Janyka Ross Caganap
About
Janyka is drawn to the stories we tell and the ones that remain untold.
With her background in architecture, she approaches art and space as something lived, experienced and constantly redefined. She is intrigued by the constant reinvention of social, cultural and environmental relationships within art and architecture, and how these shifts influence the way stories are formed, shared and understood.
Janyka's curiosity often begins with observation: how people move through spaces, what captures their attention and how meaning is constructed through everyday encounters with art and objects. She finds herself returning to questions of memory, belonging and identity, particularly in relation to her own cultural background. Along the way, she has developed a quiet appreciation for the behind-the-scenes work that makes cultural storytelling possible.
Outside of her academic and professional work, Janyka gravitates towards slow and tactile practices. She enjoys reading, working on do-it-yourself crafts and picking up new and unexpected skills such as ikebana. These moments of making and learning reflect her interest in process, patience and the small details that shape larger experiences.

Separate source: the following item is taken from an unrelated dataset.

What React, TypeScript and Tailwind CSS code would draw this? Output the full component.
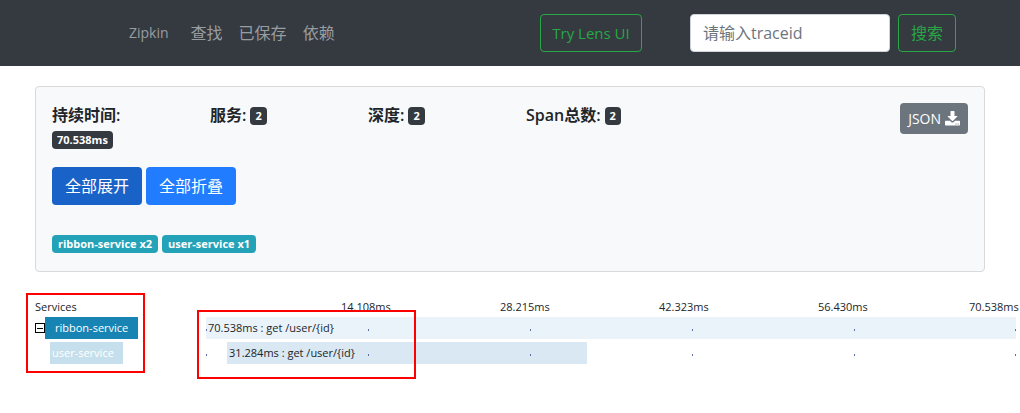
const ticks = ['14.108ms', '28.215ms', '42.323ms', '56.430ms', '70.538ms'];

const stats = [
  { label: '持续时间:', value: '70.538ms' },
  { label: '服务:', value: '2' },
  { label: '深度:', value: '2' },
  { label: 'Span总数:', value: '2' },
];

const services = ['ribbon-service x2', 'user-service x1'];

const spans = [
  { id: 'root', text: '70.538ms : get /user/{id}', left: 0, width: 100, bar: 'bg-[#ebf3fa]' },
  { id: 'child', text: '31.284ms : get /user/{id}', left: 2.6, width: 44.4, bar: 'bg-[#dae8f3]' },
];

const dots = [0, 20, 40, 60, 80, 99.9];

function DownloadIcon() {
  return (
    <svg viewBox="0 0 15 15" className="h-[15px] w-[15px]" fill="currentColor" aria-hidden="true">
      <path d="M5.5 0.6q0-.6.6-.6h2.8q.6 0 .6.6V5h2.6q.7 0 .2.6L7.9 9.9q-.4.4-.8 0L2.7 5.6Q2.2 5 2.9 5h2.6z" />
      <path
        fillRule="evenodd"
        d="M.7 9.8h4.2l1.6 1.4q1 .8 2 0l1.6-1.4h4.2q.7 0 .7.7v3.3q0 .7-.7.7H.7q-.7 0-.7-.7v-3.3q0-.7.7-.7zM10.5 12.5v1h1v-1zM12.7 12.5v1h1v-1z"
      />
    </svg>
  );
}

function Track({ span }: { span: (typeof spans)[number] }) {
  return (
    <div className="relative mr-1 h-[22px] flex-1">
      <div
        className={`absolute inset-y-0 pl-0.5 leading-[22px] whitespace-nowrap ${span.bar}`}
        style={{ left: `${span.left}%`, width: `${span.width}%` }}
      >
        {span.text}
      </div>
      {dots.map((d) => (
        <span key={d} className="absolute top-3 h-0.5 w-px bg-[#5a6fa8]" style={{ left: `${d}%` }} />
      ))}
    </div>
  );
}

export default function App() {
  return (
    <div className="bg-white font-['Open_Sans','Noto_Sans_CJK_SC',sans-serif] text-base leading-6 text-[#212529]">
      <header className="flex items-center bg-[#343a40] pt-3.5 pr-16 pb-3.5 pl-[129px]">
        <nav className="flex items-center gap-4 text-[#9a9da0]">
          <a href="#home" className="mr-1.5 text-sm">Zipkin</a>
          <a href="#find">查找</a>
          <a href="#saved">已保存</a>
          <a href="#dependency">依赖</a>
        </nav>
        <button type="button" className="ml-auto h-[38px] w-[102px] rounded border border-[#28a745] text-[15px] whitespace-nowrap text-[#28a745]">
          Try Lens UI
        </button>
        <form className="ml-12 flex gap-2" onSubmit={(e) => e.preventDefault()}>
          <input
            type="text"
            aria-label="traceid"
            placeholder="请输入traceid"
            className="h-[38px] w-[200px] rounded border border-[#ced4da] bg-white px-3 placeholder:text-[#6c757d]"
          />
          <button type="submit" className="h-[38px] rounded border border-[#28a745] px-3 text-[#28a745]">
            搜索
          </button>
        </form>
      </header>

      <main className="pt-5">
        <section className="mx-[35px] rounded border border-[#d7d9db] bg-[#f8f9fa] p-4">
          <div className="-mx-4 grid grid-cols-6">
            {stats.map((s) => (
              <div key={s.label} className="flex flex-wrap content-start items-center gap-x-1 px-4 font-semibold">
                <span>{s.label}</span>
                <span className="flex h-6 items-center pt-0.5">
                  <span className="rounded bg-[#343a40] px-[5px] text-[11px] leading-[18px] font-bold text-white">{s.value}</span>
                </span>
              </div>
            ))}
            <div className="col-span-2 px-4 text-right">
              <button type="button" className="inline-flex h-[31px] items-center gap-1 rounded bg-[#6c757d] px-2 text-sm text-white">
                JSON <DownloadIcon />
              </button>
            </div>
          </div>
          <div className="mt-4 flex gap-1 text-white">
            <button type="button" className="h-[38px] rounded bg-[#1962c8] px-[13px]">全部展开</button>
            <button type="button" className="h-[38px] rounded bg-[#217cff] px-[13px]">全部折叠</button>
          </div>
          <ul className="mt-[30px] flex gap-1 pb-0.5">
            {services.map((s) => (
              <li key={s} className="rounded bg-[#24a2b8] px-1.5 text-[11px] leading-[18px] font-bold text-white">{s}</li>
            ))}
          </ul>
        </section>

        <section className="relative pt-[25px] pb-6 pl-[35px] text-[11px]">
          <div className="grid grid-cols-[306px_159fr_159fr_159fr_151fr_51px] leading-5">
            <span>Services</span>
            {ticks.map((t) => (
              <span key={t} className="whitespace-nowrap">{t}</span>
            ))}
          </div>
          <div className="flex flex-col gap-[3px]">
            <div className="flex">
              <div className="flex w-[171px] items-center">
                <button type="button" aria-label="折叠" className="flex h-2.5 w-2.5 items-center justify-center border border-black">
                  <span className="h-px w-1.5 bg-black" />
                </button>
                <span className="h-[22px] w-[93px] bg-[#1784b4] pl-2.5 leading-[22px] whitespace-nowrap text-white">ribbon-service</span>
              </div>
              <Track span={spans[0]} />
            </div>
            <div className="flex">
              <div className="w-[171px] pl-[15px]">
                <span className="block h-[22px] w-[73px] bg-[#c5e0ec] pl-0.5 leading-[22px] whitespace-nowrap text-white">user-service</span>
              </div>
              <Track span={spans[1]} />
            </div>
          </div>
          <div className="pointer-events-none absolute top-[21px] left-[26px] h-20 w-[119px] border-2 border-[#ff0000]" />
          <div className="pointer-events-none absolute top-[38px] left-[197px] h-[69px] w-[219px] border-2 border-[#ff0000]" />
        </section>
      </main>
    </div>
  );
}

Driven by a deep interest in curation and conservation, Janyka is interested in how cultural narratives are shaped, preserved and reinterpreted within cultural spaces. Ultimately, she engages with the various forms of art and space as a way to explore and respond to the urgent and evolving questions confronting local and global issues.
Regulating Representation: Cultural authority and Filipino identity in Philippine public and private museums
Museums have the capacity to shape how individuals understand themselves by constructing and communicating meanings of cultural identity and heritage. In the Philippines, where Filipino identity remains fragmented and contested due to colonial histories and the marginalisation of Indigenous communities, this role becomes especially significant.
This study explores how museums participate in the process of constructing a unified identity by examining how Indigenous communities are represented as part of the Filipino cultural identity and heritage in two contrasting institutions: the state-funded National Museum of Anthropology (NMA) and the privately operated Ayala Museum (AYM).
Using the Circuit of Culture framework, this research focuses on the interplay between regulation and representation to understand how institutional power shapes cultural meaning. Using a comparative qualitative case study approach, the study combines exhibition analysis, policy analysis and semi-structured interviews with museum curators. This multi-method design enables a close examination of how institutional mandates, governance structures and curatorial decisions translate into exhibition narratives and public representations of Filipino identity.
The findings demonstrate that Filipino cultural identity is constructed differently across institutional contexts, producing a Filipino cultural identity that is not fixed or singular. First, both museums adopt the national ideology of unity in diversity, but operationalise it differently: the NMA emphasises broad and balanced representation grounded in shared material practices, while the AYM presents a more selective and interpretive narrative centred on conceptual and cosmological meanings.
Next, institutional processes of collecting, classification and validation determine what is recognised as heritage, with the NMA producing a state-sanctioned narrative of identity, and the AYM constructing a more subjective narrative shaped by private patronage and curatorial perspective.
Lastly, despite participatory mechanisms such as Free and Prior Informed Consent (FPIC), representation remains uneven and contested, revealing Indigenous identity as fluid and continuously negotiated.
Overall, this study argues that Filipino cultural identity is not simply displayed in museums but actively produced through institutional practices, revealing both public and private museums as powerful sites where identity is shaped, negotiated and reimagined.
Professional practice
Janyka is a multidisciplinary arts practitioner and manager, whose practice is grounded in how spatial, social and environmental contexts shape the production, presentation and preservation of art.
She is particularly drawn to curation and conservation, focusing on how exhibition-making and collections practices shape public understanding of cultural identity and heritage.
Alongside her research, Janyka has gained experience across galleries, libraries and conservation environments, including work in collections management, metadata systems and exhibition operations. She is committed to developing interdisciplinary and critically engaged approaches that bridge artistic practice, heritage work and public discourse.
Ultimately, Janyka aims to build a career within the arts and cultural sector where she can contribute to exhibition development, conservation and collections management, particularly in environments that prioritise inclusive and critical narratives, community engagement and sustainable preservation practices.